Je suis passée chez mes cousines, accueillie à bras ouverts de loin,  et j'ai mangé une raclette! maintenant je suis, là, arrivée chez mon frère, au fond de la campagne, au creux des montagnes. Il fait un temps splendide, les oiseaux gazouillent et ma nièce parle. Il me semble inconcevable que 3 jours avant, je m'enivrais des frangipaniers et savourais les mangues gorgées de sucre. Je ne sais toujours pas combien va me coûter ce voyage suisse, et l'ambassade organise finalement un second vol. Je regrette un peu, ou pas, c'est fini tout ça pour moi. Le confinement commence et je me sens comme un pion qu'on a remis à sa place dans le jeu. Je disparais. Me cache dans la poubelle avec ma nièce. Je me reclippe dans ce pays qui n'est pas celui que j'ai quitté en novembre et qui ne le sera peut-être jamais plus. Ça gratte un peu.

vendredi 3 avril 2020

En ballotage

A Vientiane depuis le 27 mars.

Au début, les français comme tous ensemble en colonie de vacances, à attendre que Maman vienne nous chercher, mais on sait pas quand. On mange, on joue, on rit, on profite du soleil et de la piscine, des restos, des magasins de souvenirs, chargés chacun de nos voyages avortés ou prolongés, aucun dans la case normalité. On semble légers, confiants, bien qu'un peu tendus.

On nous dit une fois qu'il faudra une assurance qui veut bien payer pour nous, mais que j'ai pas, et que ça me stresse. On peut pas me laisser sur le carreau parce que j'ai pas le papier, quand même.

On nous dit une fois que personne pourra venir nous chercher, qu'on est trop loin.
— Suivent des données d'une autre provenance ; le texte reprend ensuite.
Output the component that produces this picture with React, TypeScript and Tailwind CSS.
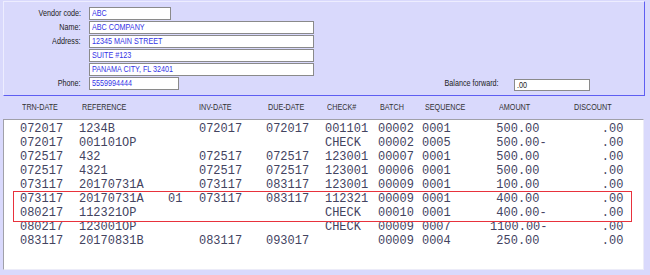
import React from 'react'

// narrow text: the screen is squeezed horizontally, so glyphs get scaled down
const sq = 'inline-block whitespace-pre origin-left scale-x-[0.8]'
const sqr = 'inline-block whitespace-pre origin-right scale-x-[0.8]'
const mono = 'inline-block whitespace-pre origin-left scale-x-[0.92]'
const monor = 'inline-block whitespace-pre origin-right scale-x-[0.92]'

type Row = {
  trn: string
  ref: string
  sub?: string
  inv?: string
  due?: string
  check?: string
  batch: string
  seq: string
  amount: string
  discount: string
}

const rows: Row[] = [
  { trn: '072017', ref: '1234B', inv: '072017', due: '072017', check: '001101', batch: '00002', seq: '0001', amount: '500.00 ', discount: '.00' },
  { trn: '072017', ref: '001101OP', check: 'CHECK', batch: '00002', seq: '0005', amount: '500.00-', discount: '.00' },
  { trn: '072517', ref: '432', inv: '072517', due: '072517', check: '123001', batch: '00007', seq: '0001', amount: '500.00 ', discount: '.00' },
  { trn: '072517', ref: '4321', inv: '072517', due: '072517', check: '123001', batch: '00006', seq: '0001', amount: '500.00 ', discount: '.00' },
  { trn: '073117', ref: '20170731A', inv: '073117', due: '083117', check: '123001', batch: '00009', seq: '0001', amount: '100.00 ', discount: '.00' },
  { trn: '073117', ref: '20170731A', sub: '01', inv: '073117', due: '083117', check: '112321', batch: '00009', seq: '0001', amount: '400.00 ', discount: '.00' },
  { trn: '080217', ref: '112321OP', check: 'CHECK', batch: '00010', seq: '0001', amount: '400.00-', discount: '.00' },
  { trn: '080217', ref: '123001OP', check: 'CHECK', batch: '00009', seq: '0007', amount: '1100.00-', discount: '.00' },
  { trn: '083117', ref: '20170831B', inv: '083117', due: '093017', batch: '00009', seq: '0004', amount: '250.00 ', discount: '.00' },
]

function Field({ label, value, width }: { label?: string; value: string; width: string }) {
  return (
    <div className="flex items-center h-[13px] gap-[8px]">
      <div className="w-[77px] text-right text-[9px] leading-[13px] text-[#222]">
        {label && <span className={sqr}>{label}</span>}
      </div>
      <div className={`${width} h-[13px] bg-white border border-[#8a8a8a] pl-[2px] text-[9px] leading-[11px] text-[#3434e6]`}>
        <span className={sq}>{value}</span>
      </div>
    </div>
  )
}

function Head({ w, text }: { w: string; text: string }) {
  return (
    <div className={`${w} shrink-0`}>
      <span className={sq}>{text}</span>
    </div>
  )
}

function Cell({ w, text, right }: { w: string; text?: string; right?: boolean }) {
  return (
    <div className={`${w} shrink-0 ${right ? 'text-right' : ''}`}>
      {text && <span className={right ? monor : mono}>{text}</span>}
    </div>
  )
}

export default function App() {
  return (
    <div className="w-[650px] h-[275px] overflow-hidden bg-[#d9d9fc] font-['Liberation_Sans',Arial,sans-serif]">
      <div className="pt-px pl-[3px] pr-[5px]">
        <div className="h-[95px] border border-t-[#ededff] border-l-[#ededff] border-r-[#5e5ef2] border-b-[#5e5ef2] pt-[5px] flex flex-col gap-px">
          <Field label="Vendor code:" value="ABC" width="w-[82px]" />
          <Field label="Name:" value="ABC COMPANY" width="w-[225px]" />
          <Field label="Address:" value="12345 MAIN STREET" width="w-[225px]" />
          <Field value="SUITE #123" width="w-[225px]" />
          <Field value="PANAMA CITY, FL 32401" width="w-[225px]" />
          <div className="flex items-center h-[13px]">
            <Field label="Phone:" value="5559994444" width="w-[90px]" />
            <div className="w-[320px] text-right text-[9px] leading-[13px] text-[#222]">
              <span className={sqr}>Balance forward:</span>
            </div>
            <div className="ml-[15px] w-[76px] h-[12px] mt-[2px] bg-white border border-[#8a8a8a] pl-[2px] text-[9px] leading-[10px] text-[#222]">
              <span className={sq}>.00</span>
            </div>
          </div>
        </div>
      </div>

      <div className="flex items-center h-[23px] pl-[22px] text-[9px] text-[#333]">
        <Head w="w-[60px]" text="TRN-DATE" />
        <Head w="w-[117px]" text="REFERENCE" />
        <Head w="w-[69px]" text="INV-DATE" />
        <Head w="w-[59px]" text="DUE-DATE" />
        <Head w="w-[53px]" text="CHECK#" />
        <Head w="w-[45px]" text="BATCH" />
        <Head w="w-[74px]" text="SEQUENCE" />
        <Head w="w-[75px]" text="AMOUNT" />
        <Head w="w-[60px]" text="DISCOUNT" />
      </div>

      <div className="relative ml-[3px] w-[641px] h-[151px] bg-white border border-t-[#a0a0a8] border-l-[#a0a0a8] border-r-[#ececf8] border-b-[#ececf8] pt-[2px] pl-[16px] font-['Liberation_Mono',monospace] text-[13px] leading-[14px] text-[#43435f]">
        {rows.map((r, i) => (
          <div key={i} className="flex h-[14px]">
            <Cell w="w-[59px]" text={r.trn} />
            <Cell w="w-[89px]" text={r.ref} />
            <Cell w="w-[31px]" text={r.sub} />
            <Cell w="w-[67px]" text={r.inv} />
            <Cell w="w-[59px]" text={r.due} />
            <Cell w="w-[53px]" text={r.check} />
            <Cell w="w-[44px]" text={r.batch} />
            <Cell w="w-[58px]" text={r.seq} />
            <Cell w="w-[67px]" text={r.amount} right />
            <Cell w="w-[76px]" text={r.discount} right />
          </div>
        ))}
        <div className="absolute top-[71px] left-[9px] w-[619px] h-[31px] ring-1 ring-inset ring-[#e8323c] text-[#e8323c]" />
      </div>
    </div>
  )
}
Mais un soir, l'un de nous crie de la fenêtre que l'ambassade a envoyé un mail aux élus qui prendront le premier vol! Regardez chacun, vérifiez. L'espoir concentré dans la boule qui fait si mal, au creux du ventre et je tapote fébrilement mon téléphone, celui que j'ai acheté après m'être fait piquer le précédent que j'avais acheté après avoir fait tomber l'autre dans les toilettes de la boulangerie suisse où ils font du trop bon pain... pas de mail. J'entends des cris de joie, ils sont terriblement heureux, on va venir les chercher ! et moi on me laisse là. J'ai du mal à partager, je chiale en fontaine, j'ai juste peur qu'on m'oublie et qu'on ne vienne jamais pour moi. Les angoisses d'enfants remontent en tsunami.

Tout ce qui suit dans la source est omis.